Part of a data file
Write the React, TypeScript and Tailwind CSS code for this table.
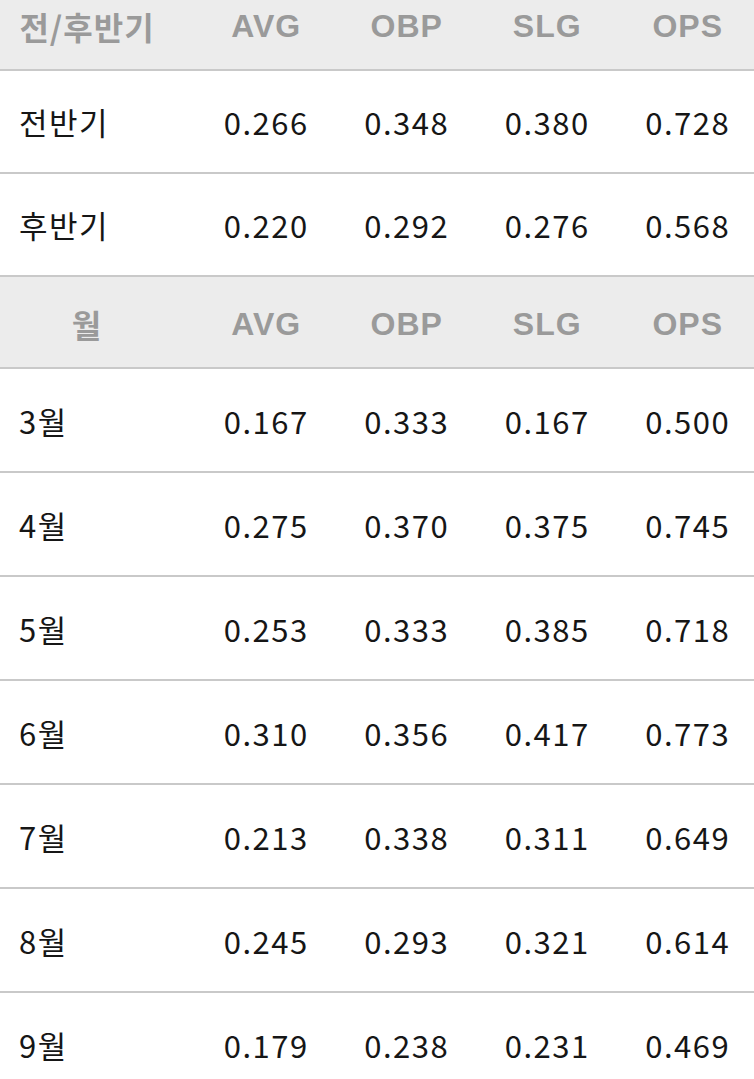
import React from "react";

const half = [
  { label: "전반기", avg: "0.266", obp: "0.348", slg: "0.380", ops: "0.728" },
  { label: "후반기", avg: "0.220", obp: "0.292", slg: "0.276", ops: "0.568" },
];

const months = [
  { label: "3월", avg: "0.167", obp: "0.333", slg: "0.167", ops: "0.500" },
  { label: "4월", avg: "0.275", obp: "0.370", slg: "0.375", ops: "0.745" },
  { label: "5월", avg: "0.253", obp: "0.333", slg: "0.385", ops: "0.718" },
  { label: "6월", avg: "0.310", obp: "0.356", slg: "0.417", ops: "0.773" },
  { label: "7월", avg: "0.213", obp: "0.338", slg: "0.311", ops: "0.649" },
  { label: "8월", avg: "0.245", obp: "0.293", slg: "0.321", ops: "0.614" },
  { label: "9월", avg: "0.179", obp: "0.238", slg: "0.231", ops: "0.469" },
];

type Row = { label: string; avg: string; obp: string; slg: string; ops: string };

function HeaderRow({ label, tall }: { label: string; tall?: boolean }) {
  return (
    <div
      className={
        "grid grid-cols-[196px_repeat(4,140.5px)] items-center border-b-2 border-[#c9c9c9] bg-[#ececec] pt-[4px] font-bold text-[#9a9a9a] " +
        (tall ? "h-[93px]" : "h-[92px]")
      }
    >
      <div className="pr-[22px] text-center font-['Noto_Sans_CJK_KR',sans-serif] text-[32px] tracking-[1px]">
        {label}
      </div>
      {["AVG", "OBP", "SLG", "OPS"].map((h) => (
        <div
          key={h}
          className="text-center font-['Liberation_Sans',Arial,sans-serif] text-[32px] tracking-[1px]"
        >
          {h}
        </div>
      ))}
    </div>
  );
}

function DataRow({ row, tall }: { row: Row; tall?: boolean }) {
  return (
    <div
      className={
        "grid grid-cols-[196px_repeat(4,140.5px)] items-center border-b-2 border-[#c9c9c9] pt-[2px] text-[31px] tracking-[1.5px] text-[#161616] " +
        (tall ? "h-[104px]" : "h-[103px]")
      }
    >
      <div className="pl-[19px]">{row.label}</div>
      <div className="text-center">{row.avg}</div>
      <div className="text-center">{row.obp}</div>
      <div className="text-center">{row.slg}</div>
      <div className="text-center">{row.ops}</div>
    </div>
  );
}

export default function App() {
  return (
    <div className="h-[1079px] w-[754px] overflow-hidden bg-white font-['Noto_Sans_CJK_KR','Noto_Sans',sans-serif]">
      <div className="-mt-[22px]">
        <HeaderRow label="전/후반기" tall />
        {half.map((r) => (
          <DataRow key={r.label} row={r} />
        ))}
        <HeaderRow label="월" />
        {months.map((r) => (
          <DataRow key={r.label} row={r} tall />
        ))}
      </div>
    </div>
  );
}
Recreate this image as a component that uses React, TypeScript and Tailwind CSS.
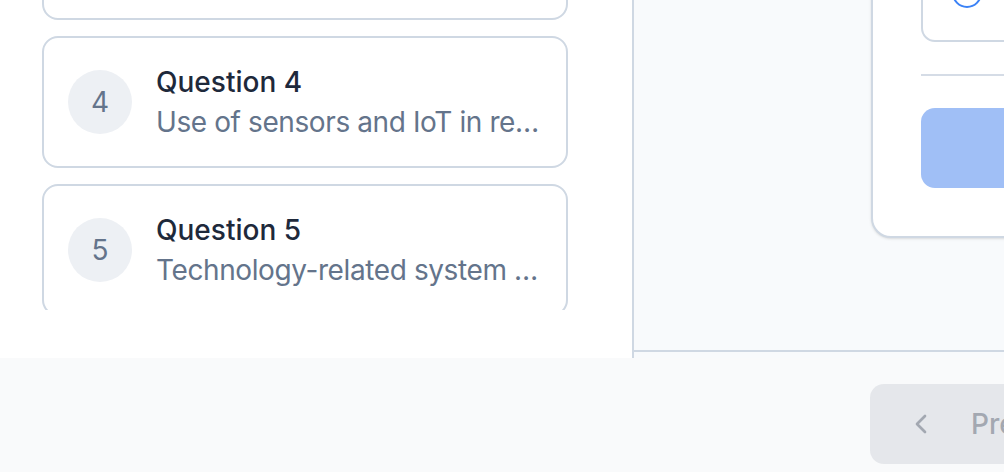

__THE REQUEST__
Each line of the material above either contains the word "this" or does not; state how many do, and nothing else.

__EXPECTED ANSWER__
2